A companion measure was Senate Bill 509 (Simitian). The legislation required the DTSC to establish a Toxics Information Clearinghouse. This Clearinghouse will be an Internet-based system by which hazard trait and environmental data will be collected, maintained and distributed.

These bills received broad based support. Environmental and public health organizations supported the over-arching goal of regulating chemical products. A number of industry organizations tacitly supported the measures because they preferred to negotiate the regulation of chemicals through the regulatory process rather than through the legislative process. In addition, SB 509 contained exemptions for certain consumer products.

Green Chemistry Initiative Final Report

Last December, the DTSC released its final report and made six policy recommendations. Two of these recommendations encompassed AB 1879 and SB 509. These recommendations were:

  • Expand Pollution Prevention to assist California businesses to lead the world in greener design and production.

  • Develop Green Chemistry Workforce Education and Training, Research and Development and Technology Transfer to meet global demand for greener materials and products.

  • Create an Online Product Ingredient Network to disclose chemical ingredients in products sold in the state to allow consumers and businesses to make safer choices.

  • Create an Online Toxic Clearinghouse (SB 509, Chapter 560, Statutes of 2008) to increase knowledge about hazards for chemicals.

  • Accelerate the Quest for Safer Products (AB 1879, Chapter 599, Statutes of 2008) to make the transition to more sustainable, safer products more quickly using science-based alternative analysis and lifecycle thinking.

  • Move Toward a Cradle-to-Cradle Economy to leverage market forces to produce products that are “benign-by-design.”

Implementation: What it means to Californians?

The development of “green” consumer products is a worthwhile goal. However, the financial implications of these policy recommendations are often ignored. It is much easier to tout how “environmentally friendly” California has become while turning a blind eye to economic realities. The reality of the Green Chemistry is that Californians will pay more for consumer products. The DTSC’s final report includes comments about how the six policy recommendations will be funded. The comments are vague and include statement such as “funding mechanisms must be explored.”

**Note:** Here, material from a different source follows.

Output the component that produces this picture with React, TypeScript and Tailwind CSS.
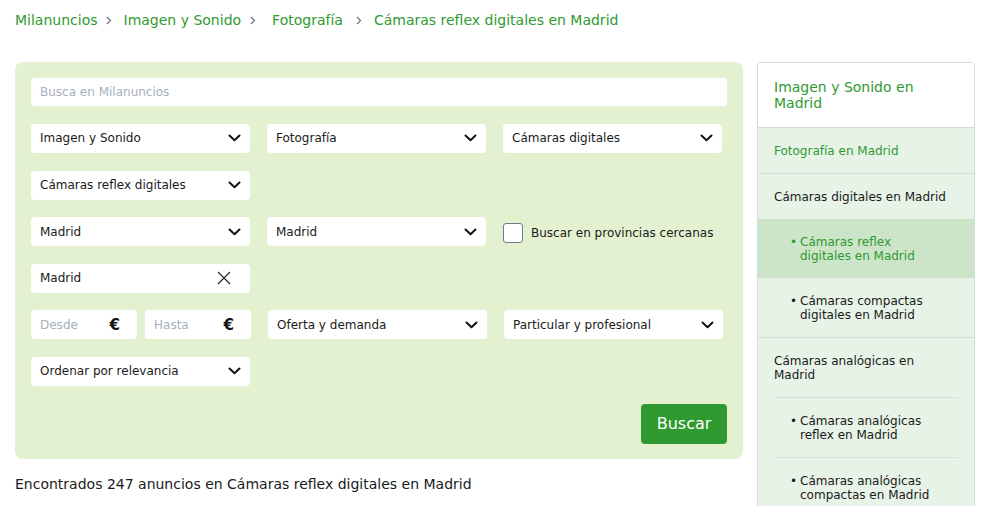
import React from 'react'

const font = { fontFamily: '"DejaVu Sans", Verdana, sans-serif' }

function Chevron() {
  return (
    <svg width="13" height="8" viewBox="0 0 13 8" className="shrink-0">
      <path d="M1.5 1.5 L6.5 6.2 L11.5 1.5" fill="none" stroke="#111" strokeWidth="2" strokeLinecap="round" strokeLinejoin="round" />
    </svg>
  )
}

function Sep({ wide }: { wide?: boolean }) {
  return (
    <svg width="6" height="9" viewBox="0 0 6 9" className={wide ? 'ml-[9px] mr-[16px]' : 'ml-[8px] mr-[12px]'}>
      <path d="M1 1 L4.5 4.5 L1 8" fill="none" stroke="#6f7a86" strokeWidth="1.3" />
    </svg>
  )
}

function Select({ label }: { label: string }) {
  return (
    <div className="w-[219px] h-[29px] bg-white rounded-[4px] flex items-center justify-between pl-[9px] pr-[9px] text-[12px] text-[#1a1a1a]">
      <span>{label}</span>
      <Chevron />
    </div>
  )
}

function Price({ label }: { label: string }) {
  return (
    <div className="w-[106px] h-[29px] bg-white rounded-[4px] flex items-center justify-between pl-[9px] pr-[17px] text-[12px]">
      <span className="text-[#a7b0b9]">{label}</span>
      <span className="text-[15px] font-bold text-[#111]">€</span>
    </div>
  )
}

type Item = { text: string; green?: boolean; active?: boolean }

function SubItem({ text, green, active, line }: Item & { line?: boolean }) {
  return (
    <div className={active ? 'bg-[#cce5c9]' : ''}>
      <div className={`mx-4 ${line ? 'border-t border-[#d6dde0]' : ''}`}>
        <div className={`flex py-[15.5px] pl-4 pr-4 leading-[14px] ${green ? 'text-[#2f9a30]' : 'text-[#1a1a1a]'}`}>
          <span className="w-[10px] shrink-0">•</span>
          <span>{text}</span>
        </div>
      </div>
    </div>
  )
}

export default function App() {
  return (
    <div style={font} className="w-[992px] h-[506px] overflow-hidden bg-white text-[#1a1a1a]">
      {/* breadcrumb */}
      <nav className="h-[40px] pl-[15px] flex items-center text-[14px] text-[#2f9a30]">
        <a>Milanuncios</a>
        <Sep />
        <a>Imagen y Sonido</a>
        <Sep wide />
        <a className="pr-[5px]">Fotografía</a>
        <Sep />
        <a>Cámaras reflex digitales en Madrid</a>
      </nav>

      <div className="flex items-start pl-[15px] pt-[22px] gap-[14px]">
        {/* left column */}
        <div className="w-[728px] shrink-0">
          <div className="bg-[#e3f1d1] rounded-[8px] p-4 pb-[15px] flex flex-col gap-[17.6px]">
            <div className="h-[28.4px] bg-white rounded-[4px] flex items-center pl-[9px] text-[12px] text-[#a7b0b9]">
              Busca en Milanuncios
            </div>
            <div className="flex gap-[17px]">
              <Select label="Imagen y Sonido" />
              <Select label="Fotografía" />
              <Select label="Cámaras digitales" />
            </div>
            <div className="flex gap-[17px]">
              <Select label="Cámaras reflex digitales" />
            </div>
            <div className="flex gap-[17px] items-start">
              <Select label="Madrid" />
              <Select label="Madrid" />
              <label className="flex items-center gap-2 mt-[6px] text-[12px]">
                <span className="w-[20px] h-[20px] bg-white border border-[#6e7d8c] rounded-[3px]" />
                Buscar en provincias cercanas
              </label>
            </div>
            <div className="flex">
              <div className="w-[219px] h-[29px] bg-white rounded-[4px] flex items-center justify-between pl-[9px] pr-[19px] text-[12px]">
                <span>Madrid</span>
                <svg width="14" height="14" viewBox="0 0 14 14">
                  <path d="M1 1 L13 13 M13 1 L1 13" stroke="#222" strokeWidth="1.1" />
                </svg>
              </div>
            </div>
            <div className="flex gap-[17px]">
              <div className="flex gap-[8px]">
                <Price label="Desde" />
                <Price label="Hasta" />
              </div>
              <Select label="Oferta y demanda" />
              <Select label="Particular y profesional" />
            </div>
            <div className="flex">
              <Select label="Ordenar por relevancia" />
            </div>
            <div className="flex justify-end">
              <button className="w-[86px] h-[40px] bg-[#2f9a30] text-white text-[16px] rounded-[4px]">
                Buscar
              </button>
            </div>
          </div>
          <p className="mt-[15px] text-[14px] text-[#1a1a1a]">
            Encontrados 247 anuncios en Cámaras reflex digitales en Madrid
          </p>
        </div>

        {/* sidebar */}
        <aside className="w-[218px] shrink-0 border border-[#d3dcdc] rounded-t-[4px] text-[12px] overflow-hidden">
          <div className="bg-white px-4 py-4 text-[14px] leading-[16px] text-[#2f9a30] border-b border-[#d3dcdc]">
            Imagen y Sonido en Madrid
          </div>
          <div className="bg-[#e8f3e8]">
            <div className="px-4 py-[15.5px] leading-[14px] text-[#2f9a30] border-b border-[#d3dcdc]">
              Fotografía en Madrid
            </div>
            <div className="border-b border-[#d3dcdc]">
              <div className="px-4 py-[15.5px] leading-[14px]">Cámaras digitales en Madrid</div>
              <SubItem text="Cámaras reflex digitales en Madrid" green active />
              <SubItem text="Cámaras compactas digitales en Madrid" />
            </div>
            <div>
              <div className="px-4 py-[15.5px] leading-[14px]">Cámaras analógicas en Madrid</div>
              <SubItem text="Cámaras analógicas reflex en Madrid" line />
              <SubItem text="Cámaras analógicas compactas en Madrid" line />
            </div>
          </div>
        </aside>
      </div>
    </div>
  )
}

In cases where the Department makes specific funding recommendations, they acknowledge that revenue sources will likely come from producers, suppliers, retailers and other “industry sectors.” For example, the question of funding for the third recommendation of the report is addressed as follows:

“The development and operation of the web-based portal could be supported by its direct users – product manufacturers, suppliers and retailers who sell products and goods in California. The (regulatory) administrator could charge appropriate costs to those users.”

The end result is that California businesses will face additional costs. Each regulation imposes another incremental cost. These costs, while small in their own right, eventually add up. In an effort to recoup these costs, industry will pass the costs on to consumers in the form of higher prices. Environmental policies often generate automatic support from the public and interest groups alike. However, it is important to acknowledge the significant costs associated with these policies.